Cette rencontre avec Heiner Müller, en plein coeur du Festival Montpellier danse, en juillet 1990, n’a rien d’un tête à tête : elle se déroule devant 400 personnes, avec écouteurs et traduction simultanée, au Corum, dans une salle de conférences. J’animais cet été-là, à la demande de Jean-Paul Montanari, les débats publics avec les chorégraphes, le lendemain de leur première. Et c’était le philosophe Christian Delacampagne, qui enseignait à l’Université de Montpellier, qui devait assurer l’animation de cette rencontre avec H. Müller, sur le thème générique du Festival : « Le corps de l’autre ». Mais deux jours avant, Delacampagne annonce qu’il doit partir à l’étranger, déplacement urgent et imprévu… On fait alors appel à moi. Mais je n’avais rien eu le temps de préparer à ce sujet, et dans le tourbillon du festival, je suis un peu pris de panique, car je connais les recueils d’entretiens de Müller parus à l’Arche, la vivacité et la dureté de ses réponses quand il veut moucher son interlocuteur. Quand il arrive, Heiner Müller me salue et sans doute voit que je ne suis pas très rassuré, lui est de bonne humeur, poli et détendu, et il m’invite à prendre avec lui un whisky sur l’esplanade.

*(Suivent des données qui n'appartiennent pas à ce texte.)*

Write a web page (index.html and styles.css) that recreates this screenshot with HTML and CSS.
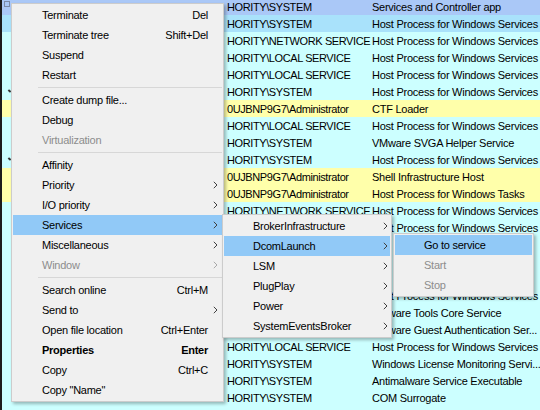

La rencontre se passe bien, tout le monde semble satisfait mais je n’en retiens pas grand-chose : entre le souci de faire avancer la discussion en respectant le thème choisi, s’intégrer à la problématique d’un festival de danse, évoquer le bouleversement qu’a entrainé la chute du mur de Berlin quelques mois plus tôt, pour lui homme de l’Est, et la confusion mentale que crée l’écoute de la traduction au casque pour qui n’a pas cet entraînement… Satisfaction et soulagement. Je l’entends très disponible, concentré, dire des choses très fines, belles et puissantes, mais que je n’arrive pas à retenir, j’aimerais tellement une trace écrite de ce moment, que quelqu’un prenne les bandes magnétiques de cet échange et publie notre conversation…. Peine perdue, je ne connais personne qui soit capable de se charger de cela…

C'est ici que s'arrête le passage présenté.